* WHAT THIS TASK INVOLVES:
For the material that follows, list every line containing the word "screenshot".

* DATA LISTING:

## BEGIN

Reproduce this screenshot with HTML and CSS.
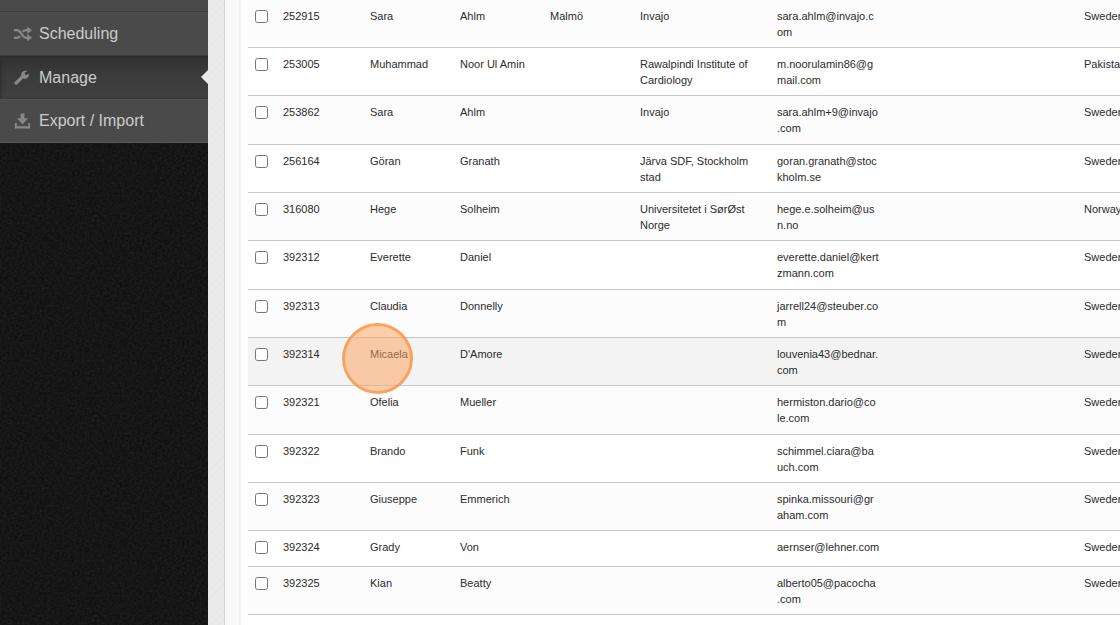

## END
## BEGIN

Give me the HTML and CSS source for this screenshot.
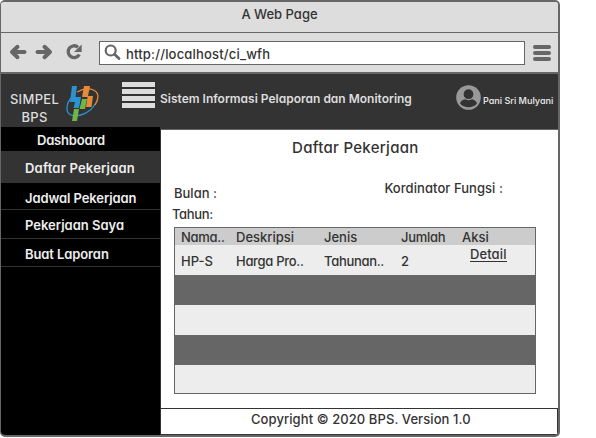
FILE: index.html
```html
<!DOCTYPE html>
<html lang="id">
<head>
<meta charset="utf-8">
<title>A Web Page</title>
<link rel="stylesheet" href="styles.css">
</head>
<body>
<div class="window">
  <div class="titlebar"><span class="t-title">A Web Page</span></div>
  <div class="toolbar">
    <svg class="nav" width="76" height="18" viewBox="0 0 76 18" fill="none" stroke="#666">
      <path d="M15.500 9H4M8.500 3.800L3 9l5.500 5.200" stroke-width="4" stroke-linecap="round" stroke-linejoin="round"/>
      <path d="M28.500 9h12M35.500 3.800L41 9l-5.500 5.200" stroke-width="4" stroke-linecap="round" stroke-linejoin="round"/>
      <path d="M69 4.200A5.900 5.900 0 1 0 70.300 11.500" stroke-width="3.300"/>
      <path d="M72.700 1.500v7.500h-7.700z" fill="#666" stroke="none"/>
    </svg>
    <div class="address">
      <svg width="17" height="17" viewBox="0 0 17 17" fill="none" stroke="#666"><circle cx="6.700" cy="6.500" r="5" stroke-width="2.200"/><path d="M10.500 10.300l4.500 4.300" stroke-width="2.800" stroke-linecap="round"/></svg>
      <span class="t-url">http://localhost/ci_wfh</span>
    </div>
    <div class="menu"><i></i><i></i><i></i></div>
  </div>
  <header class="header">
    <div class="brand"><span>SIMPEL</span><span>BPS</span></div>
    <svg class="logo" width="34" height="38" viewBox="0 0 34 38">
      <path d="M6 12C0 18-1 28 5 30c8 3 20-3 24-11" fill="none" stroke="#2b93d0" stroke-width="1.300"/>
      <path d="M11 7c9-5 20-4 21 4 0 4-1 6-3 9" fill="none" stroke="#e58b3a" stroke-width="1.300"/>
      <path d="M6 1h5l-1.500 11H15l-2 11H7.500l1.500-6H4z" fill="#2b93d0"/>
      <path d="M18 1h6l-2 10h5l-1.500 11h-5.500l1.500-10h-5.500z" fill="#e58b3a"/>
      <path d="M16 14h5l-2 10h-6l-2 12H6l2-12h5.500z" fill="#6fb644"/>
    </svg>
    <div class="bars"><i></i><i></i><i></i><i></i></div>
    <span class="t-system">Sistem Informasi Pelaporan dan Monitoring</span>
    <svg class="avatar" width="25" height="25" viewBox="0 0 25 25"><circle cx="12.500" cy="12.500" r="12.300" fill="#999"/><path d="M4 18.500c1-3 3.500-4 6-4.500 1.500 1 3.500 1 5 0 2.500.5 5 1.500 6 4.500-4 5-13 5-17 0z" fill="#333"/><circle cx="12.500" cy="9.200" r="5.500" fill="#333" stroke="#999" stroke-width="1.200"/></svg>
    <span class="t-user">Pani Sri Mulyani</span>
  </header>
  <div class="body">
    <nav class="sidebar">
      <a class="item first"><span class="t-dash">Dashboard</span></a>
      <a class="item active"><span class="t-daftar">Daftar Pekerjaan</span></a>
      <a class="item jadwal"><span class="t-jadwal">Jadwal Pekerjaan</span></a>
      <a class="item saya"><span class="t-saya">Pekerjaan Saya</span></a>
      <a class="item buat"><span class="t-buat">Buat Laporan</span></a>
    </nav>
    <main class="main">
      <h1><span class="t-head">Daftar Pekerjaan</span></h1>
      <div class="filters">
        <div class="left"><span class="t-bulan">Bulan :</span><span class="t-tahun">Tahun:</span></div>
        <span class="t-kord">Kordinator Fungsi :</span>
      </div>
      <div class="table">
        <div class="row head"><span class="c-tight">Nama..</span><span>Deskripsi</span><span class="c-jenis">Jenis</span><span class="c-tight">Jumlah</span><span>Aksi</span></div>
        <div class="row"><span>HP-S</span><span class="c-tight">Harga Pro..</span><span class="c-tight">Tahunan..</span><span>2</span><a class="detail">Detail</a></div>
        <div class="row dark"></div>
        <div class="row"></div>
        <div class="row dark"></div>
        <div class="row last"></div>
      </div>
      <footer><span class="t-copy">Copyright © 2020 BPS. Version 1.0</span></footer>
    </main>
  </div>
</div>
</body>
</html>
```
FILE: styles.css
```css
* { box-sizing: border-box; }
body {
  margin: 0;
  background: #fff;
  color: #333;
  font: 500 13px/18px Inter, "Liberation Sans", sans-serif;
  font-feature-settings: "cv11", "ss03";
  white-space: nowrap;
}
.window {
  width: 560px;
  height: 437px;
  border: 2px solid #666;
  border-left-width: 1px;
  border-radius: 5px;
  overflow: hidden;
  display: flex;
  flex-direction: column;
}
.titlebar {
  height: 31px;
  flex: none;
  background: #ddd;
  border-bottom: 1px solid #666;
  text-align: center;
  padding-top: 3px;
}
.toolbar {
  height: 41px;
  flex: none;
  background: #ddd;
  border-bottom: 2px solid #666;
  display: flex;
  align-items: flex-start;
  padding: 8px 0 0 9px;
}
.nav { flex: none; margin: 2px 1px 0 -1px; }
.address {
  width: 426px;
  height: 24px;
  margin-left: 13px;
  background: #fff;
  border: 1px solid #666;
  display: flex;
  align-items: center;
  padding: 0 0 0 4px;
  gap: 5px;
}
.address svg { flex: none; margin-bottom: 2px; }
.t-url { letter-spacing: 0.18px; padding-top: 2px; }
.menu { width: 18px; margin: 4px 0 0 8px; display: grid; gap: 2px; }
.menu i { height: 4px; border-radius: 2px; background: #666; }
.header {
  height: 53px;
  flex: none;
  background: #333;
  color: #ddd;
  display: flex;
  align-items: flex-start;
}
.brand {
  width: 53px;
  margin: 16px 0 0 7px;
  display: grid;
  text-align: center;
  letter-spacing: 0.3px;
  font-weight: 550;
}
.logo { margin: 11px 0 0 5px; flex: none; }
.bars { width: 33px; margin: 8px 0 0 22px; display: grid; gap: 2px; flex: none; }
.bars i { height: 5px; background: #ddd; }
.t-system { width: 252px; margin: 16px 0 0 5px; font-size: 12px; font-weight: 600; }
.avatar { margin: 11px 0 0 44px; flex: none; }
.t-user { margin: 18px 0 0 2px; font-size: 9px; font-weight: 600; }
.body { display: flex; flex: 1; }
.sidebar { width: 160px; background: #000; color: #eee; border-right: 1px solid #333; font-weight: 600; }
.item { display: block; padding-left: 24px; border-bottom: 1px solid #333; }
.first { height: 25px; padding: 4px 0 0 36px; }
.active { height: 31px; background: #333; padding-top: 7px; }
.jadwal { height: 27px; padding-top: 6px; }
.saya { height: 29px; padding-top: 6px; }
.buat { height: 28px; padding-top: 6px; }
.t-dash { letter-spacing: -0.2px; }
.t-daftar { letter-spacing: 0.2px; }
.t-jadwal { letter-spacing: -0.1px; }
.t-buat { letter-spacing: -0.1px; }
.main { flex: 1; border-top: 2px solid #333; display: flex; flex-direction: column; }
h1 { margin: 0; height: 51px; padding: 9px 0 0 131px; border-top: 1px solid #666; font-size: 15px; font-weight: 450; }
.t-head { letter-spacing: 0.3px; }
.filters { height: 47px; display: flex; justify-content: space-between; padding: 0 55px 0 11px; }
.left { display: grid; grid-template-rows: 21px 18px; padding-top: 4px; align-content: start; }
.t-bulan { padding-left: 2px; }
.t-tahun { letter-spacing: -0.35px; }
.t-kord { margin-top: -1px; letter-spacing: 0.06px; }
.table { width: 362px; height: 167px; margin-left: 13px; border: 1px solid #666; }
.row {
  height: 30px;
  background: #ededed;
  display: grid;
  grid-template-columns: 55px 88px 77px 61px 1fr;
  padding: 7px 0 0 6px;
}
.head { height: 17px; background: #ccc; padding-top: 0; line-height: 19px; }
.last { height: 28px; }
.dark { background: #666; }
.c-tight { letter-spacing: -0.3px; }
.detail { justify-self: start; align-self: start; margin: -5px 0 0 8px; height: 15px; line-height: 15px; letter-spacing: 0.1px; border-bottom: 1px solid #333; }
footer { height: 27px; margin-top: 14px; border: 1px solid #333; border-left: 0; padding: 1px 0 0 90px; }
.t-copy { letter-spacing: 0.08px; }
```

## END

* RESULT OF THE TASK:
Reproduce this screenshot with HTML and CSS.
Give me the HTML and CSS source for this screenshot.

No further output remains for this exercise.